John "Mopsy" Rantall (born 9 December 1943) is a former Australian rules footballer who played for the South Melbourne Football Club, North Melbourne Football Club and Fitzroy Football Club in the Victorian Football League (VFL).

A lightly-built defender who consistently held his own against many of the VFL's best forwards, Rantall was an inaugural inductee into the Australian Football Hall of Fame in 1996. He is a member of both the North Melbourne and Swans Team of the Century.

Playing career
Originally from Cobden, Rantall moved to the South Melbourne Football Club, where he debuted in 1963.
He quickly became recognised as one of the VFL's most dependable and consistent defenders, and when South Melbourne's champion rover and captain Bob Skilton tore an achilles tendon before the 1969 VFL season, Rantall stood in as acting captain, eventually taking over as official captain after Skilton retired in 1971.
In 1973, he moved to North Melbourne Football Club under the VFL's short-lived "10-year rule", which allowed players with ten years' service at one club to move to another club without a clearance, with the intention of playing in a premiership side. He got his wish, winning in 1975; and, then, moving back to South Melbourne for 1976. A reliable defender who worked tirelessly to repel opposition attacks, Rantall had magnificent skills.

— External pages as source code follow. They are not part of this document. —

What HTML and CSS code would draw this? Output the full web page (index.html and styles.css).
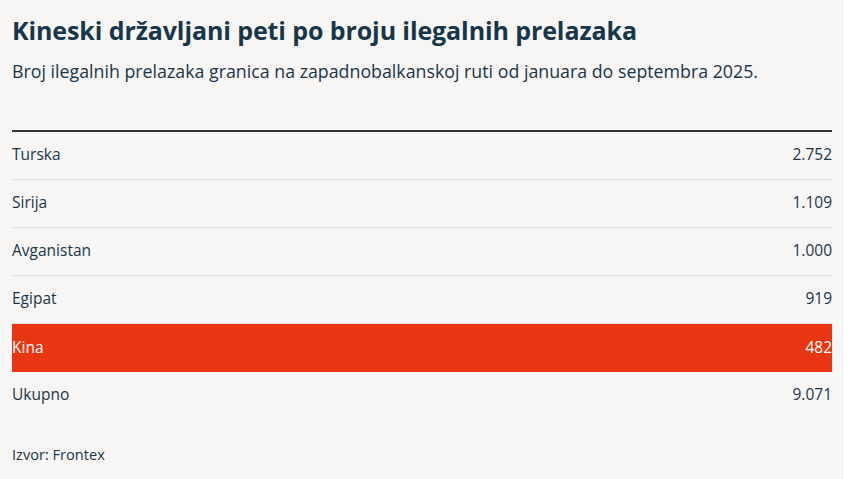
FILE: index.html
```html
<!DOCTYPE html>
<html lang="sr">
<head>
<meta charset="utf-8">
<link rel="stylesheet" href="styles.css">
<title>Kineski državljani</title>
</head>
<body>
<div class="page">
  <h1 class="title">Kineski državljani peti po broju ilegalnih prelazaka</h1>
  <p class="subtitle">Broj ilegalnih prelazaka granica na zapadnobalkanskoj ruti od januara do septembra 2025.</p>
  <div class="table">
    <div class="row"><span>Turska</span><span>2.752</span></div>
    <div class="row"><span>Sirija</span><span>1.109</span></div>
    <div class="row"><span>Avganistan</span><span>1.000</span></div>
    <div class="row"><span>Egipat</span><span>919</span></div>
    <div class="row highlight"><span>Kina</span><span>482</span></div>
    <div class="row last"><span>Ukupno</span><span>9.071</span></div>
  </div>
  <p class="source">Izvor: Frontex</p>
</div>
</body>
</html>
```
FILE: styles.css
```css
html, body {
  margin: 0;
  padding: 0;
  background: #ffffff;
}
.page {
  width: 820px;
  height: 479px;
  padding: 0 12px;
  background: #f7f6f5;
  font-family: "Open Sans", "Noto Sans", sans-serif;
  color: #1b3547;
  overflow: hidden;
}
.title {
  margin: 0;
  padding-top: 13px;
  font-size: 25px;
  line-height: 34px;
  font-weight: 700;
  letter-spacing: -0.1px;
  color: #17364a;
}
.subtitle {
  margin: 11px 0 0;
  font-size: 17.8px;
  line-height: 26px;
  color: #1b3547;
}
.table {
  margin-top: 46px;
  border-top: 2px solid #333333;
}
.row {
  display: flex;
  justify-content: space-between;
  align-items: center;
  height: 44px;
  padding-bottom: 3px;
  border-bottom: 1px solid #e2e1df;
  font-size: 15.5px;
}
.row.highlight {
  background: #e83613;
  color: #ffffff;
  height: 45px;
  border-bottom: none;
}
.row.last {
  border-bottom: none;
}
.source {
  margin: 25px 0 0;
  font-size: 14.6px;
  line-height: 20px;
}
```
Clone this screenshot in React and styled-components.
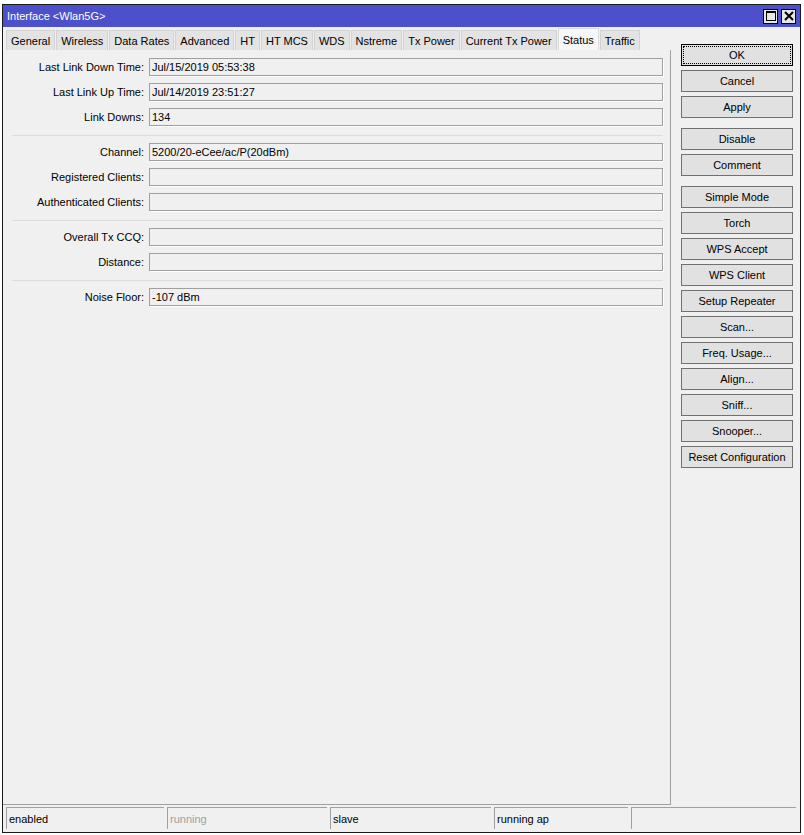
import React from 'react';
import styled, { createGlobalStyle } from 'styled-components';

const tabs = ['General', 'Wireless', 'Data Rates', 'Advanced', 'HT', 'HT MCS', 'WDS', 'Nstreme', 'Tx Power', 'Current Tx Power', 'Status', 'Traffic'];

// form groups, split by separators
const groups = [
  [
    { label: 'Last Link Down Time:', value: 'Jul/15/2019 05:53:38' },
    { label: 'Last Link Up Time:', value: 'Jul/14/2019 23:51:27' },
    { label: 'Link Downs:', value: '134' }
  ],
  [
    { label: 'Channel:', value: '5200/20-eCee/ac/P(20dBm)' },
    { label: 'Registered Clients:', value: '' },
    { label: 'Authenticated Clients:', value: '' }
  ],
  [
    { label: 'Overall Tx CCQ:', value: '' },
    { label: 'Distance:', value: '' }
  ],
  [
    { label: 'Noise Floor:', value: '-107 dBm' }
  ]
];

const buttonGroups = [
  ['OK', 'Cancel', 'Apply'],
  ['Disable', 'Comment'],
  ['Simple Mode', 'Torch', 'WPS Accept', 'WPS Client', 'Setup Repeater', 'Scan...', 'Freq. Usage...', 'Align...', 'Sniff...', 'Snooper...', 'Reset Configuration']
];

const statusCells = [
  { text: 'enabled', width: 158 },
  { text: 'running', width: 160, dim: true },
  { text: 'slave', width: 161 },
  { text: 'running ap', width: 134 },
  { text: '', width: 165 }
];

const App = () => {
  return (
    <>
      <GlobalStyle />
      <Desktop>
        <Window>
          <TitleBar>
            <TitleText>Interface &lt;Wlan5G&gt;</TitleText>
            <TitleButtons>
              <TitleButton>
                <svg width="10" height="10" viewBox="0 0 10 10">
                  <rect x="0.5" y="0.5" width="9" height="9" fill="none" stroke="#000" />
                  <line x1="0" y1="1.5" x2="10" y2="1.5" stroke="#000" />
                </svg>
              </TitleButton>
              <TitleButton>
                <svg width="10" height="10" viewBox="0 0 10 10">
                  <path d="M1 1 L9 9 M9 1 L1 9" stroke="#000" strokeWidth="2" />
                </svg>
              </TitleButton>
            </TitleButtons>
          </TitleBar>
          <Body>
            <Main>
              <LeftColumn>
                <TabStrip>
                  {tabs.map((t) => (
                    <Tab key={t} $active={t === 'Status'}>{t}</Tab>
                  ))}
                </TabStrip>
                <Panel>
                  {groups.map((rows, gi) => (
                    <React.Fragment key={gi}>
                      {gi > 0 && <Separator />}
                      {rows.map((r) => (
                        <Row key={r.label}>
                          <Label>{r.label}</Label>
                          <Field>{r.value}</Field>
                        </Row>
                      ))}
                    </React.Fragment>
                  ))}
                </Panel>
              </LeftColumn>
              <ButtonColumn>
                {buttonGroups.map((g, gi) => (
                  <ButtonGroup key={gi}>
                    {g.map((b) => (
                      <Button key={b} $default={b === 'OK'}>
                        {b === 'OK' ? <Focus>{b}</Focus> : b}
                      </Button>
                    ))}
                  </ButtonGroup>
                ))}
              </ButtonColumn>
            </Main>
            <StatusBar>
              {statusCells.map((c, i) => (
                <StatusCell key={i} $dim={c.dim} style={{ width: c.width }}>{c.text}</StatusCell>
              ))}
            </StatusBar>
          </Body>
        </Window>
      </Desktop>
    </>
  );
};

export default App;

const GlobalStyle = createGlobalStyle`
  html, body {
    margin: 0;
    padding: 0;
    background: #ffffff;
  }
  body {
    font-family: "Liberation Sans", Arial, sans-serif;
    font-size: 11px;
    color: #000;
  }
`;

const Desktop = styled.div`
  width: 804px;
  height: 835px;
  padding: 4px 0 0 2px;
  box-sizing: border-box;
  background: #ffffff;
  overflow: hidden;
`;

const Window = styled.div`
  width: 799px;
  height: 829px;
  box-sizing: border-box;
  border: 1px solid #1a1a1a;
  display: flex;
  flex-direction: column;
  background: #f0f0f0;
`;

const TitleBar = styled.div`
  height: 22px;
  background: #4d50cb;
  display: flex;
  align-items: center;
  justify-content: space-between;
  padding: 0 4px 0 4px;
  flex-shrink: 0;
`;

const TitleText = styled.div`
  color: #ffffff;
  font-size: 11px;
`;

const TitleButtons = styled.div`
  display: flex;
  gap: 3px;
`;

const TitleButton = styled.div`
  width: 15px;
  height: 15px;
  box-sizing: border-box;
  background: #e8e8e8;
  border: 1px solid #000;
  display: flex;
  align-items: center;
  justify-content: center;
`;

const Body = styled.div`
  flex: 1;
  display: flex;
  flex-direction: column;
  padding: 0 0 1px 0;
`;

const Main = styled.div`
  flex: 1;
  display: flex;
`;

const LeftColumn = styled.div`
  width: 668px;
  display: flex;
  flex-direction: column;
`;

const TabStrip = styled.div`
  display: flex;
  align-items: flex-end;
  height: 23px;
  padding-left: 3px;
`;

const Tab = styled.div`
  height: ${(p) => (p.$active ? '22px' : '20px')};
  padding: 0 4px;
  margin-right: 1px;
  display: flex;
  align-items: center;
  box-sizing: border-box;
  background: ${(p) => (p.$active ? '#f7f7f7' : '#e3e3e3')};
  border: 1px solid ${(p) => (p.$active ? '#dcdcdc' : '#d3d3d3')};
  border-bottom: none;
  font-size: 11px;
  white-space: nowrap;
`;

const Panel = styled.div`
  flex: 1;
  display: flex;
  flex-direction: column;
  gap: 7px;
  padding-top: 8px;
  border-right: 1px solid #a0a0a0;
  border-bottom: 1px solid #a0a0a0;
`;

const Row = styled.div`
  display: flex;
  align-items: center;
  height: 18px;
`;

const Label = styled.div`
  width: 143px;
  padding-right: 5px;
  text-align: right;
  font-size: 11px;
  white-space: nowrap;
  box-sizing: border-box;
  margin-left: 3px;
`;

const Field = styled.div`
  flex: 1;
  height: 18px;
  margin-right: 7px;
  box-sizing: border-box;
  border: 1px solid #a0a0a0;
  box-shadow: 1px 1px 0 #ffffff;
  padding: 0 2px;
  display: flex;
  align-items: center;
  font-size: 11px;
  background: #f0f0f0;
`;

const Separator = styled.div`
  height: 2px;
  margin: 0 7px 0 9px;
  border-bottom: 1px solid #dcdcdc;
`;

const ButtonColumn = styled.div`
  display: flex;
  flex-direction: column;
  gap: 10px;
  padding: 17px 0 0 10px;
`;

const ButtonGroup = styled.div`
  display: flex;
  flex-direction: column;
  gap: 4px;
`;

const Button = styled.div`
  width: 112px;
  height: 22px;
  box-sizing: border-box;
  border: 1px solid ${(p) => (p.$default ? '#000' : '#707070')};
  background: #e1e1e1;
  display: flex;
  align-items: center;
  justify-content: center;
  font-size: 11px;
  padding: ${(p) => (p.$default ? '1px' : '0')};
`;

const Focus = styled.div`
  width: 100%;
  height: 100%;
  box-sizing: border-box;
  border: 1px dotted #000;
  display: flex;
  align-items: center;
  justify-content: center;
`;

const StatusBar = styled.div`
  display: flex;
  gap: 3px;
  padding: 2px 0 2px 3px;
  height: 26px;
  box-sizing: border-box;
`;

const StatusCell = styled.div`
  height: 22px;
  box-sizing: border-box;
  border-top: 1px solid #a0a0a0;
  border-left: 1px solid #a0a0a0;
  padding: 0 2px;
  display: flex;
  align-items: center;
  font-size: 11px;
  color: ${(p) => (p.$dim ? '#a0a0a0' : '#000')};
`;
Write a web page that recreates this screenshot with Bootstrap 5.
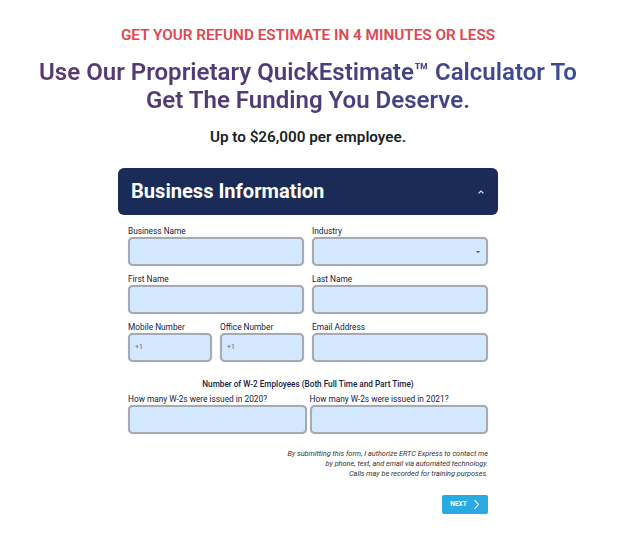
<!DOCTYPE html>
<html lang="en"><head><meta charset="utf-8"><title>Estimate</title>
<link href="https://cdn.jsdelivr.net/npm/bootstrap@5.3.0/dist/css/bootstrap.min.css" rel="stylesheet">
<style>
html,body{height:535px;overflow:hidden;background:#fff}
body{font-family:Roboto,"Liberation Sans",sans-serif;color:#212529}
.pg{width:616px;padding-top:26px}
.kick{color:#e2474f;font-size:15.3px;font-weight:600;line-height:18px;text-align:center;margin:0 0 14px}
.hd{font-size:24.05px;font-weight:600;line-height:28px;text-align:center;margin:0 0 14px;background:linear-gradient(100deg,#5c3a70 0%,#4f3b78 45%,#35509c 100%);-webkit-background-clip:text;background-clip:text;color:transparent}
.sub{font-size:15.25px;font-weight:600;line-height:18px;text-align:center;margin:0 0 22px;color:#1c1f24}
.panel{width:380px;margin:0 auto}
.phead{background:#1a2b58;color:#fff;height:47px;border-radius:6px;padding:0 13px}
.phead h2{font-size:20.1px;font-weight:700;margin:0;line-height:1}
.fbody{padding:12px 10px 0}
.frow{display:flex;gap:8px;margin-bottom:9px}
.frow.tight{gap:3px;margin-bottom:0}
.fld{flex:1 1 0;min-width:0}
.flab{display:block;font-size:8.3px;line-height:9px;margin:0 0 1px;color:#14203f;white-space:nowrap}
.fin{display:flex;align-items:center;height:29px;background:#d3e7fe;border:2px solid #a5abb3;border-radius:5px;padding:0 5px;font-size:7px;color:#5c6670;box-shadow:0 0 1px #a5abb3}
.ctitle{font-size:8.2px;font-weight:500;line-height:10px;text-align:center;margin:17px 0 6px;color:#14203f}
.legal{font-size:7.3px;font-style:italic;line-height:10px;text-align:right;margin:15px 0 16px;color:#333}
.nx{background:#29abe2;color:#fff;width:46px;height:19px;border:0;border-radius:2px;font-size:6.5px;font-weight:700;padding:0;gap:6px}
.nx:hover{background:#29abe2;color:#fff}
</style></head>
<body><div class="pg">
<p class="kick">GET YOUR REFUND ESTIMATE IN 4 MINUTES OR LESS</p>
<h1 class="hd">Use Our Proprietary QuickEstimate™ Calculator To<br>Get The Funding You Deserve.</h1>
<p class="sub">Up to $26,000 per employee.</p>
<div class="panel">
<div class="phead d-flex align-items-center justify-content-between">
<h2>Business Information</h2>
<svg width="8" height="8" viewBox="0 0 8 8" fill="none" stroke="#dfe6f2" stroke-width="1.2"><path d="M1.5 5.4 4 3l2.5 2.4"/></svg>
</div>
<form class="fbody">
<div class="frow"><div class="fld"><label class="flab">Business Name</label><div class="fin"></div></div>
<div class="fld"><label class="flab">Industry</label><div class="fin justify-content-end"><svg width="6" height="4" viewBox="0 0 6 4"><path d="M.8 1h4.4L3 3.2z" fill="#5c6670"/></svg></div></div></div>
<div class="frow"><div class="fld"><label class="flab">First Name</label><div class="fin"></div></div>
<div class="fld"><label class="flab">Last Name</label><div class="fin"></div></div></div>
<div class="frow mb-0"><div class="fld d-flex gap-2"><div class="fld"><label class="flab">Mobile Number</label><div class="fin">+1</div></div><div class="fld"><label class="flab">Office Number</label><div class="fin">+1</div></div></div>
<div class="fld"><label class="flab">Email Address</label><div class="fin"></div></div></div>
<p class="ctitle">Number of W-2 Employees (Both Full Time and Part Time)</p>
<div class="frow tight"><div class="fld"><label class="flab">How many W-2s were issued in 2020?</label><div class="fin"></div></div>
<div class="fld"><label class="flab">How many W-2s were issued in 2021?</label><div class="fin"></div></div></div>
<p class="legal">By submitting this form, I authorize ERTC Express to contact me<br>by phone, text, and email via automated technology.<br>Calls may be recorded for training purposes.</p>
<div class="d-flex justify-content-end"><button type="button" class="btn nx d-flex align-items-center justify-content-center">NEXT<svg width="7" height="11" viewBox="0 0 7 11" fill="none" stroke="#fff" stroke-width="1.1"><path d="M1.5 1l4 4.5-4 4.5"/></svg></button></div>
</form>
</div>
</div>
<script src="https://cdn.jsdelivr.net/npm/bootstrap@5.3.0/dist/js/bootstrap.bundle.min.js"></script>
</body></html>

Sadly, Rantall's career at South Melbourne came to a bitter end, despite being the club's games record holder.

He moved to Fitzroy for one last season in 1980, where he played 6 games and broke Kevin Murray's VFL games record.

Life after Playing
After the South Melbourne Football Club relocated to Sydney, Rantall became a much-loved and respected football pioneer in Queensland and New South Wales, which included a coaching stint in Brisbane, time on the board of AFL North Coast (NSW), and a junior coaching role with the Swans Academy in that region.

In 1996, he was inducted into the Australian Football Hall of Fame.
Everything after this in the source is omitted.